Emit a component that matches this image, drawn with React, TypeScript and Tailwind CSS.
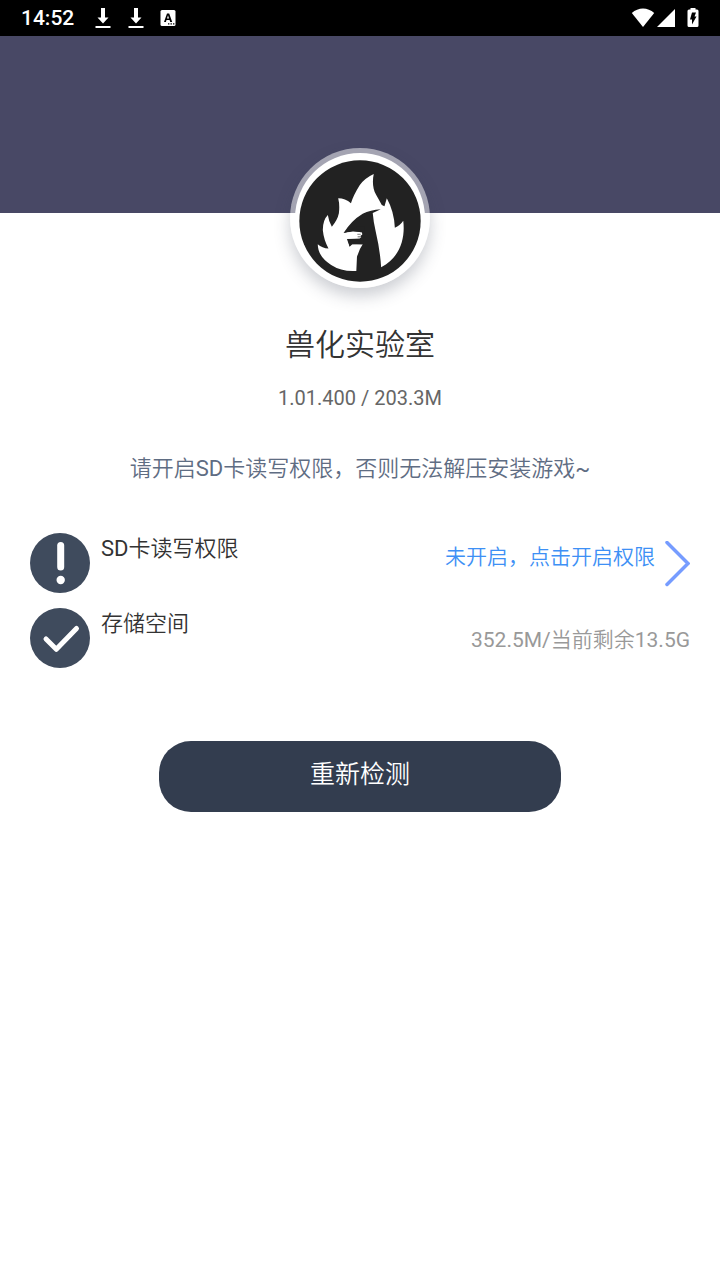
import { useState } from "react";

const DownloadIcon = () => (
    <svg className="w-4 h-5" viewBox="0 0 16 20" fill="#fff" aria-hidden="true">
        <path d="M6 0h4v9.5h3.500L8 15.5 2.500 9.5H6z" />
        <path d="M.5 18h15v2H.5z" />
    </svg>
);

const KeyboardIcon = () => (
    <svg className="w-4 h-4" viewBox="0 0 16 16" aria-hidden="true">
        <rect x="0.5" width="15" height="16" rx="1.5" fill="#fff" />
        <path fill="#000" fillRule="evenodd" d="M4 12 7 3.4h2.2l3 8.6h-2l-.6-1.900H6.5L5.900 12zM7 8.500h2L8 5.3z" />
        <path fill="#000" d="M8 13.200h1.4v1.4H8zM10.5 13.200h1.4v1.4h-1.4zM13 13.200h1.4v1.4H13z" />
    </svg>
);

const StatusBar = () => (
    <header className="h-9 bg-black flex items-center justify-between px-[21px]">
        <div className="flex items-center text-white">
            <span className="text-[21px] leading-9 font-medium mr-[21px]">14:52</span>
            <div className="flex items-center gap-[17px]">
                <DownloadIcon />
                <DownloadIcon />
            </div>
            <span className="ml-4">
                <KeyboardIcon />
            </span>
        </div>
        <div className="flex items-center" aria-hidden="true">
            <svg className="w-6 h-5" viewBox="0 0 24 20" fill="#fff">
                <path d="M12 19 .8 5C4 2 8 .5 12 .5s8 1.500 11.200 4.500z" />
            </svg>
            <svg className="w-5 h-5 ml-[1px]" viewBox="0 0 20 20" fill="#fff">
                <path d="M19 1v18H1z" />
            </svg>
            <svg className="w-3 h-5 ml-[11px]" viewBox="0 0 12 20">
                <path fill="#fff" d="M3.500 0h5v1.500H10q1.500 0 1.500 1.500v14.500Q11.500 19 10 19H2Q.500 19 .500 17.500V3Q.500 1.500 2 1.500h1.500z" />
                <path fill="#000" d="M5 4.500h4L7.500 8.500H9.500L5 16.500V11.500H3z" />
            </svg>
        </div>
    </header>
);

const GameLogo = () => (
    <svg className="w-[122px] h-[122px]" viewBox="57 61 364 364" role="img" aria-label="兽化实验室">
        <circle cx="239" cy="243" r="181" fill="#222" />
        <path
            fill="#fff"
            d="M280 103C276 122 276 145 287 165Q296 181 304 195L312 199 319 175Q341 215 343 263 358 257 368 242C374 290 362 350 302 381Q299 330 286 275 279 245 277 219L301 208Q270 210 247 221 212 242 190 279L218 274 246 276 248 286 240 294 200 297 208 319 211 312 248 311Q236 328 230 350L228 392Q185 395 153 374 113 349 113 312 126 324 145 325 131 300 128 270 128 240 143 225 146 245 155 260 172 240 176 220 179 195 174 175 195 175 212 190 218 168 238 136 254 115 280 103z"
        />
        <path fill="#222" d="M190 279 216 272 245 277 246 283 236 291 242 300 203 298 208 320 216 312 249 313 254 260 230 260z" />
        <path fill="#fff" d="M191 281Q203 276 216 277L239 278Q245 281 240 284L229 286 243 291 238 295 200 296z" />
        <path fill="#999" d="M231 281h10v4h-10zM232 288h10v4h-10z" />
    </svg>
);

const AlertIcon = () => (
    <svg className="w-[60px] h-[60px] shrink-0" viewBox="0 0 60 60" aria-hidden="true">
        <circle cx="30" cy="30" r="30" fill="#3f4b5d" />
        <path d="M30.700 12.500v21.500" stroke="#fff" strokeWidth="7" strokeLinecap="round" />
        <circle cx="30.700" cy="47" r="4.200" fill="#fff" />
    </svg>
);

const CheckIcon = () => (
    <svg className="w-[60px] h-[60px] shrink-0" viewBox="0 0 60 60" aria-hidden="true">
        <circle cx="30" cy="30" r="30" fill="#3f4b5d" />
        <path d="M16 31 26.300 41.300 46.500 20.500" fill="none" stroke="#fff" strokeWidth="5" strokeLinecap="round" strokeLinejoin="round" />
    </svg>
);

export default function App() {
    const [game] = useState({
        name: "兽化实验室",
        version: "1.01.400",
        size: "203.3M",
        required: "352.5M",
        free: "13.5G",
    });

    return (
        <div className="min-h-screen bg-white font-['Roboto','Noto_Sans_CJK_SC_DemiLight','Noto_Sans_CJK_SC_Light','Noto_Sans_CJK_SC',sans-serif]">
            <StatusBar />
            <div className="h-[177px] bg-[#484865]" />

            <main>
                <section className="flex flex-col items-center text-center -mt-[65px]">
                    <div className="w-[140px] h-[140px] rounded-full bg-white/50 p-[5px] shadow-[0_8px_16px_rgba(50,61,79,0.25)]">
                        <div className="w-full h-full rounded-full bg-white flex items-end justify-center pb-[1px]">
                            <GameLogo />
                        </div>
                    </div>
                    <h1 className="mt-[37px] text-[30px] leading-10 text-[#333]">{game.name}</h1>
                    <p className="mt-[19px] text-[20px] leading-7 text-[#666]">{game.version} / {game.size}</p>
                    <p className="mt-[41px] text-[22px] leading-8 text-[#5f6d83]">
                        请开启SD卡读写权限，否则无法解压安装游戏~
                    </p>
                </section>

                <ul className="mt-12 px-[30px] flex flex-col gap-[15px]">
                    <li className="flex">
                        <AlertIcon />
                        <span className="ml-[11px] text-[22px] leading-8 text-[#333]">SD卡读写权限</span>
                        <button type="button" className="ml-auto flex items-start cursor-pointer">
                            <span className="mt-2 text-[21px] leading-8 text-[#3e90f5]">未开启，点击开启权限</span>
                            <svg className="mt-2 ml-[10px] w-[25px] h-[46px]" viewBox="0 0 25 46" fill="none" aria-hidden="true">
                                <path d="M2 1.500 23 22.500 2 43.500" stroke="#769cff" strokeWidth="3.500" strokeLinecap="round" />
                            </svg>
                        </button>
                    </li>
                    <li className="flex">
                        <CheckIcon />
                        <span className="ml-[11px] text-[22px] leading-8 text-[#333]">存储空间</span>
                        <span className="ml-auto mt-4 text-[21px] leading-8 text-[#999]">
                            {game.required}/当前剩余{game.free}
                        </span>
                    </li>
                </ul>

                <div className="mt-[73px] flex justify-center">
                    <button
                        type="button"
                        className="w-[402px] h-[71px] pb-1 rounded-[32px] bg-[#333d4f] text-white text-[25px] leading-8 cursor-pointer"
                    >
                        重新检测
                    </button>
                </div>
            </main>
        </div>
    );
}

_Aim:_
Reproduce the listing word for word and omit its pictures.

_Full answer:_
Emit a component that matches this image, drawn with React, TypeScript and Tailwind CSS.
import { useState } from "react";

const DownloadIcon = () => (
    <svg className="w-4 h-5" viewBox="0 0 16 20" fill="#fff" aria-hidden="true">
        <path d="M6 0h4v9.5h3.500L8 15.5 2.500 9.5H6z" />
        <path d="M.5 18h15v2H.5z" />
    </svg>
);

const KeyboardIcon = () => (
    <svg className="w-4 h-4" viewBox="0 0 16 16" aria-hidden="true">
        <rect x="0.5" width="15" height="16" rx="1.5" fill="#fff" />
        <path fill="#000" fillRule="evenodd" d="M4 12 7 3.4h2.2l3 8.6h-2l-.6-1.900H6.5L5.900 12zM7 8.500h2L8 5.3z" />
        <path fill="#000" d="M8 13.200h1.4v1.4H8zM10.5 13.200h1.4v1.4h-1.4zM13 13.200h1.4v1.4H13z" />
    </svg>
);

const StatusBar = () => (
    <header className="h-9 bg-black flex items-center justify-between px-[21px]">
        <div className="flex items-center text-white">
            <span className="text-[21px] leading-9 font-medium mr-[21px]">14:52</span>
            <div className="flex items-center gap-[17px]">
                <DownloadIcon />
                <DownloadIcon />
            </div>
            <span className="ml-4">
                <KeyboardIcon />
            </span>
        </div>
        <div className="flex items-center" aria-hidden="true">
            <svg className="w-6 h-5" viewBox="0 0 24 20" fill="#fff">
                <path d="M12 19 .8 5C4 2 8 .5 12 .5s8 1.500 11.200 4.500z" />
            </svg>
            <svg className="w-5 h-5 ml-[1px]" viewBox="0 0 20 20" fill="#fff">
                <path d="M19 1v18H1z" />
            </svg>
            <svg className="w-3 h-5 ml-[11px]" viewBox="0 0 12 20">
                <path fill="#fff" d="M3.500 0h5v1.500H10q1.500 0 1.500 1.500v14.500Q11.500 19 10 19H2Q.500 19 .500 17.500V3Q.500 1.500 2 1.500h1.500z" />
                <path fill="#000" d="M5 4.500h4L7.500 8.500H9.500L5 16.500V11.500H3z" />
            </svg>
        </div>
    </header>
);

const GameLogo = () => (
    <svg className="w-[122px] h-[122px]" viewBox="57 61 364 364" role="img" aria-label="兽化实验室">
        <circle cx="239" cy="243" r="181" fill="#222" />
        <path
            fill="#fff"
            d="M280 103C276 122 276 145 287 165Q296 181 304 195L312 199 319 175Q341 215 343 263 358 257 368 242C374 290 362 350 302 381Q299 330 286 275 279 245 277 219L301 208Q270 210 247 221 212 242 190 279L218 274 246 276 248 286 240 294 200 297 208 319 211 312 248 311Q236 328 230 350L228 392Q185 395 153 374 113 349 113 312 126 324 145 325 131 300 128 270 128 240 143 225 146 245 155 260 172 240 176 220 179 195 174 175 195 175 212 190 218 168 238 136 254 115 280 103z"
        />
        <path fill="#222" d="M190 279 216 272 245 277 246 283 236 291 242 300 203 298 208 320 216 312 249 313 254 260 230 260z" />
        <path fill="#fff" d="M191 281Q203 276 216 277L239 278Q245 281 240 284L229 286 243 291 238 295 200 296z" />
        <path fill="#999" d="M231 281h10v4h-10zM232 288h10v4h-10z" />
    </svg>
);

const AlertIcon = () => (
    <svg className="w-[60px] h-[60px] shrink-0" viewBox="0 0 60 60" aria-hidden="true">
        <circle cx="30" cy="30" r="30" fill="#3f4b5d" />
        <path d="M30.700 12.500v21.500" stroke="#fff" strokeWidth="7" strokeLinecap="round" />
        <circle cx="30.700" cy="47" r="4.200" fill="#fff" />
    </svg>
);

const CheckIcon = () => (
    <svg className="w-[60px] h-[60px] shrink-0" viewBox="0 0 60 60" aria-hidden="true">
        <circle cx="30" cy="30" r="30" fill="#3f4b5d" />
        <path d="M16 31 26.300 41.300 46.500 20.500" fill="none" stroke="#fff" strokeWidth="5" strokeLinecap="round" strokeLinejoin="round" />
    </svg>
);

export default function App() {
    const [game] = useState({
        name: "兽化实验室",
        version: "1.01.400",
        size: "203.3M",
        required: "352.5M",
        free: "13.5G",
    });

    return (
        <div className="min-h-screen bg-white font-['Roboto','Noto_Sans_CJK_SC_DemiLight','Noto_Sans_CJK_SC_Light','Noto_Sans_CJK_SC',sans-serif]">
            <StatusBar />
            <div className="h-[177px] bg-[#484865]" />

            <main>
                <section className="flex flex-col items-center text-center -mt-[65px]">
                    <div className="w-[140px] h-[140px] rounded-full bg-white/50 p-[5px] shadow-[0_8px_16px_rgba(50,61,79,0.25)]">
                        <div className="w-full h-full rounded-full bg-white flex items-end justify-center pb-[1px]">
                            <GameLogo />
                        </div>
                    </div>
                    <h1 className="mt-[37px] text-[30px] leading-10 text-[#333]">{game.name}</h1>
                    <p className="mt-[19px] text-[20px] leading-7 text-[#666]">{game.version} / {game.size}</p>
                    <p className="mt-[41px] text-[22px] leading-8 text-[#5f6d83]">
                        请开启SD卡读写权限，否则无法解压安装游戏~
                    </p>
                </section>

                <ul className="mt-12 px-[30px] flex flex-col gap-[15px]">
                    <li className="flex">
                        <AlertIcon />
                        <span className="ml-[11px] text-[22px] leading-8 text-[#333]">SD卡读写权限</span>
                        <button type="button" className="ml-auto flex items-start cursor-pointer">
                            <span className="mt-2 text-[21px] leading-8 text-[#3e90f5]">未开启，点击开启权限</span>
                            <svg className="mt-2 ml-[10px] w-[25px] h-[46px]" viewBox="0 0 25 46" fill="none" aria-hidden="true">
                                <path d="M2 1.500 23 22.500 2 43.500" stroke="#769cff" strokeWidth="3.500" strokeLinecap="round" />
                            </svg>
                        </button>
                    </li>
                    <li className="flex">
                        <CheckIcon />
                        <span className="ml-[11px] text-[22px] leading-8 text-[#333]">存储空间</span>
                        <span className="ml-auto mt-4 text-[21px] leading-8 text-[#999]">
                            {game.required}/当前剩余{game.free}
                        </span>
                    </li>
                </ul>

                <div className="mt-[73px] flex justify-center">
                    <button
                        type="button"
                        className="w-[402px] h-[71px] pb-1 rounded-[32px] bg-[#333d4f] text-white text-[25px] leading-8 cursor-pointer"
                    >
                        重新检测
                    </button>
                </div>
            </main>
        </div>
    );
}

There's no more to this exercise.